Alla protesta hanno aderito le Madri e Abuelas de Plaza de Mayo (nella foto) e altre organizzazioni per i diritti umani, sindacati e partiti di opposizione, il collettivo “Historias Desobedientes” (storie disobbedienti), formato da figli di militari genocidi della dittatura che si sono pubblicamente dissociati dai crimini dei padri (www.alganews.it/…/esclusiva-alganews-dittatura-argentina-4…/).
“Vi possiamo descrivere come avvenne, in quel passato non tanto lontano, il cambiamento nella mentalità del personale di istituzioni abituate a obbedire: l’abbiamo vissuto in prima persona”, si legge nel loro comunicato. “Nella vita familiare abbiamo percepito come la violenza dell’epoca si inserisse nel linguaggio e nella visione della società: alcuni ‘elementi estranei’ non erano più concittadini da difendere, ma si trasformavano in sovversivi da sterminare.
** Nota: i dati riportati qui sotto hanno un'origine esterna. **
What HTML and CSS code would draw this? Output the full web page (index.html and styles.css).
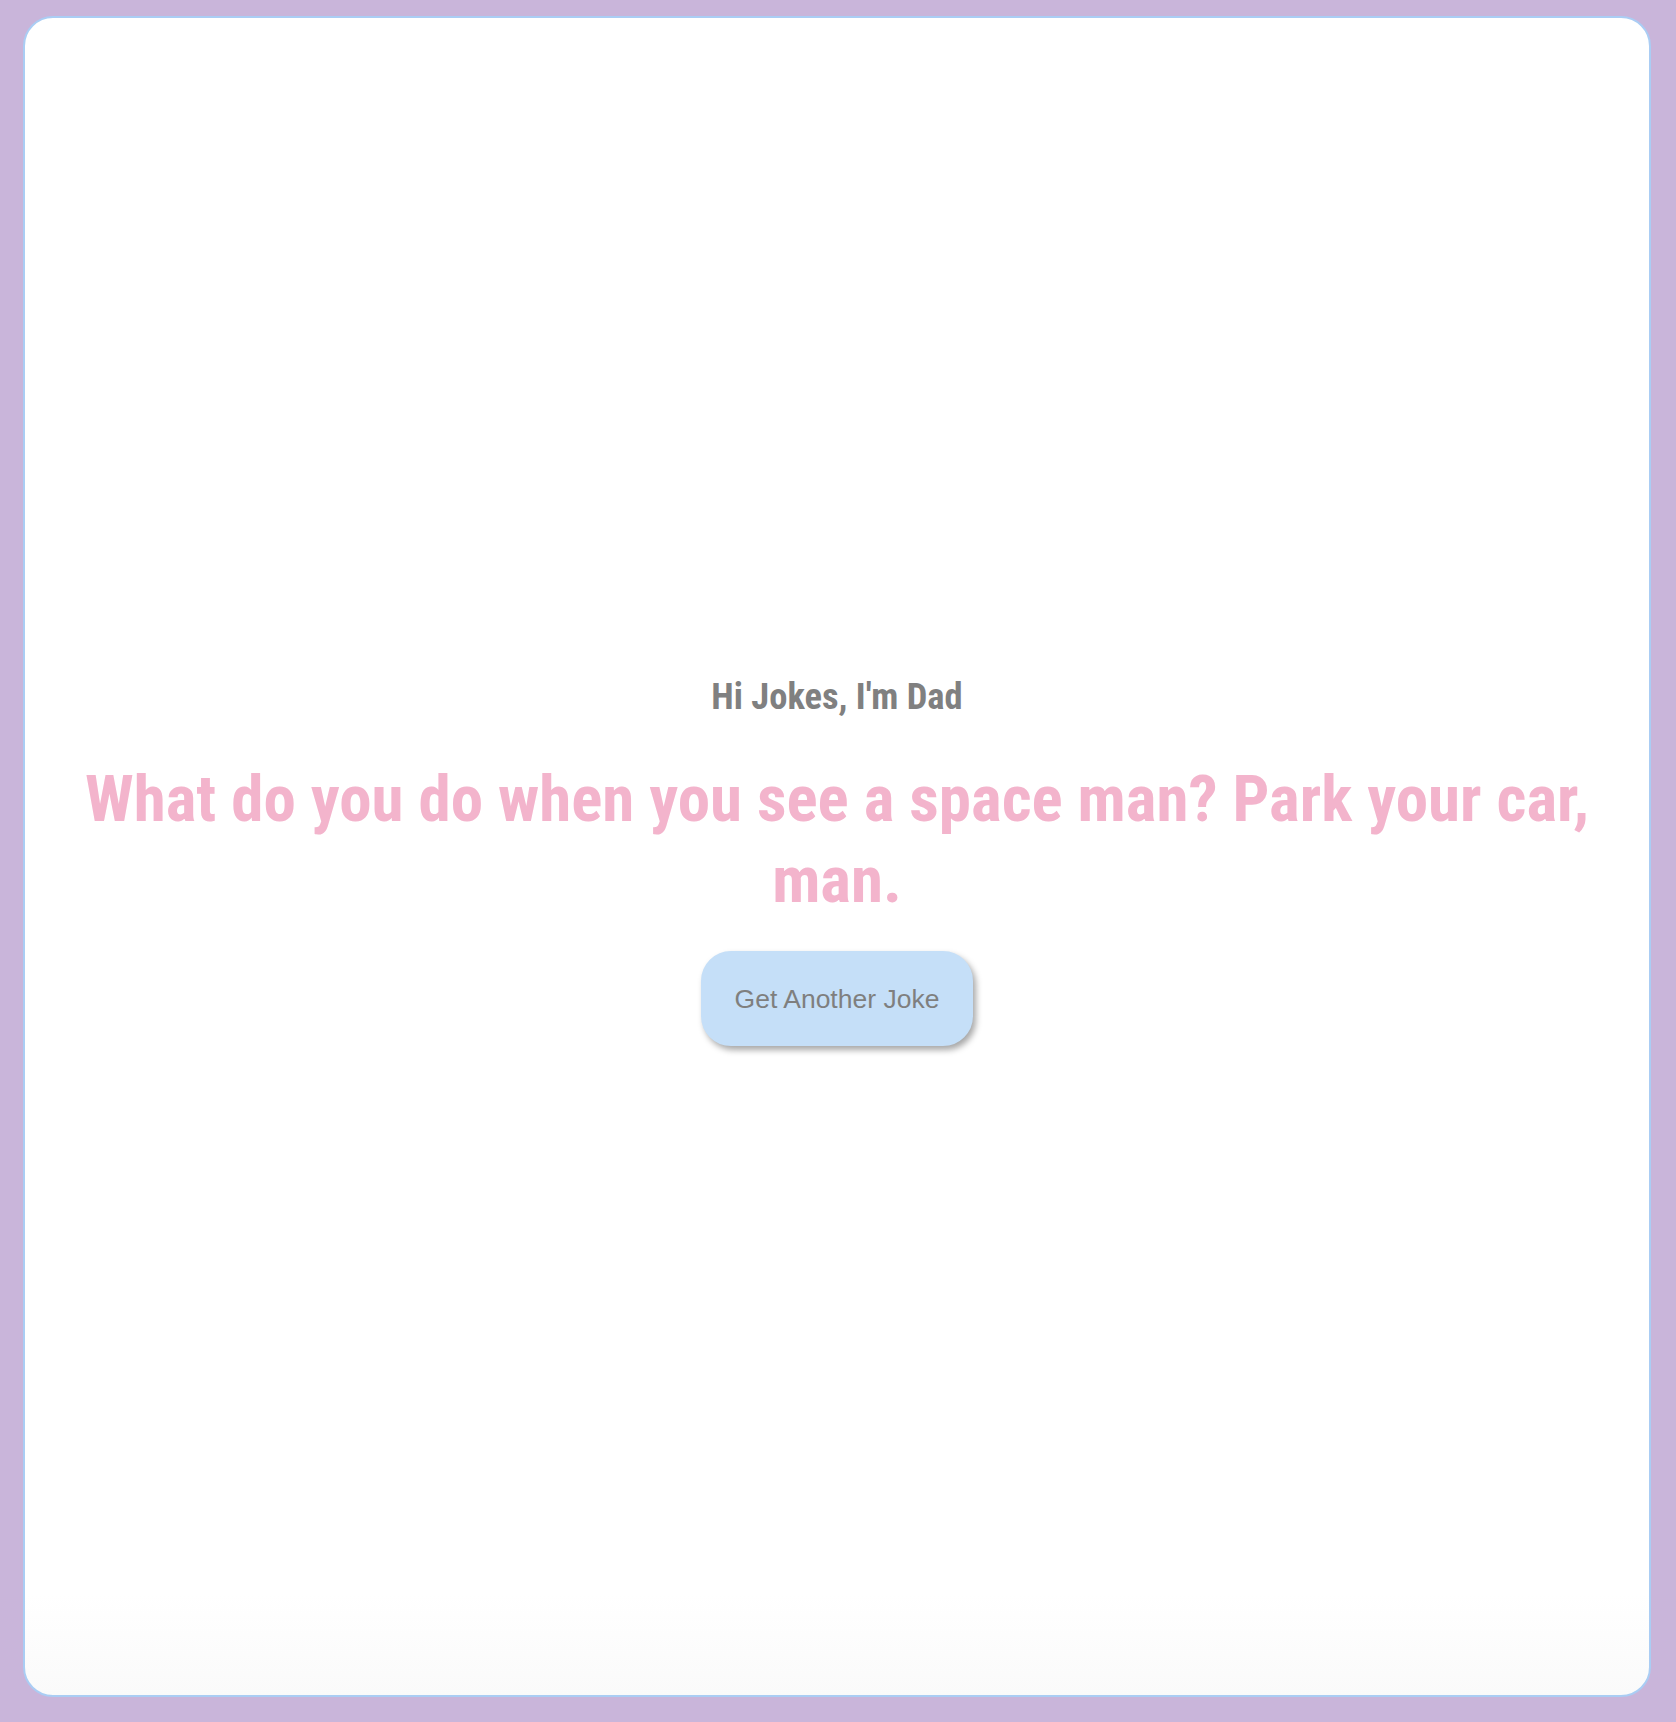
FILE: index.html
```html
<!DOCTYPE html>
<html lang="en">
<head>
<meta charset="utf-8">
<title>Dad Jokes</title>
<link rel="stylesheet" href="styles.css">
</head>
<body>
<main class="card">
  <h2 class="title">Hi Jokes, I'm Dad</h2>
  <h1 class="joke">What do you do when you see a space man? Park your car, man.</h1>
  <button class="btn" type="button">Get Another Joke</button>
</main>
</body>
</html>
```
FILE: styles.css
```css
html, body {
  margin: 0;
  height: 100%;
}
body {
  box-sizing: border-box;
  background: #c9b5da;
  padding: 16px 25px 25px 23px;
  display: flex;
}
.card {
  flex: 1;
  box-sizing: border-box;
  background: linear-gradient(#ffffff 94%, #fafafa);
  border: 2px solid #aacdf4;
  border-radius: 30px;
  padding: 8px 40px 0;
  display: flex;
  flex-direction: column;
  align-items: center;
  justify-content: center;
  text-align: center;
}
.title {
  margin: 0;
  font-family: Roboto, "Liberation Sans", sans-serif;
  font-stretch: condensed;
  font-weight: 700;
  font-size: 36.5px;
  line-height: 44px;
  color: #808080;
}
.joke {
  margin: 40px 0 30px;
  font-family: Roboto, "Liberation Sans", sans-serif;
  font-stretch: condensed;
  font-weight: 700;
  font-size: 65px;
  line-height: 81px;
  color: #f3b4cc;
}
.btn {
  font-family: "Liberation Sans", Arial, sans-serif;
  font-size: 26.5px;
  color: #7f7f7f;
  background: #c5dff8;
  border: 2px solid #c5dff8;
  border-radius: 30px;
  padding: 33px 32px 32px;
  line-height: 26px;
  box-shadow: 3px 4px 6px rgba(0, 0, 0, 0.35);
  cursor: pointer;
}
```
Oggi si punta ai mapuche, ai villeros della Garganta Poderosa (un’organizzazione di militanza politica di una villa, un quartiere marginale), ai kirchneristi o ai trotskisti (…) o semplicemente ai disperati”.
Intanto l’Argentina si sta trasformando in una polveriera, con l’inflazione al 30 per cento, l’occupazione al 9,1 per cento (2 punti percentuali in più rispetto alla fine del 2017) e l’indice di fiducia dei consumatori in caduta del 14,6 per cento rispetto a un anno fa (secondo dati del Centro de investigación en finanzas de la Universidad Torcuato Di Tella.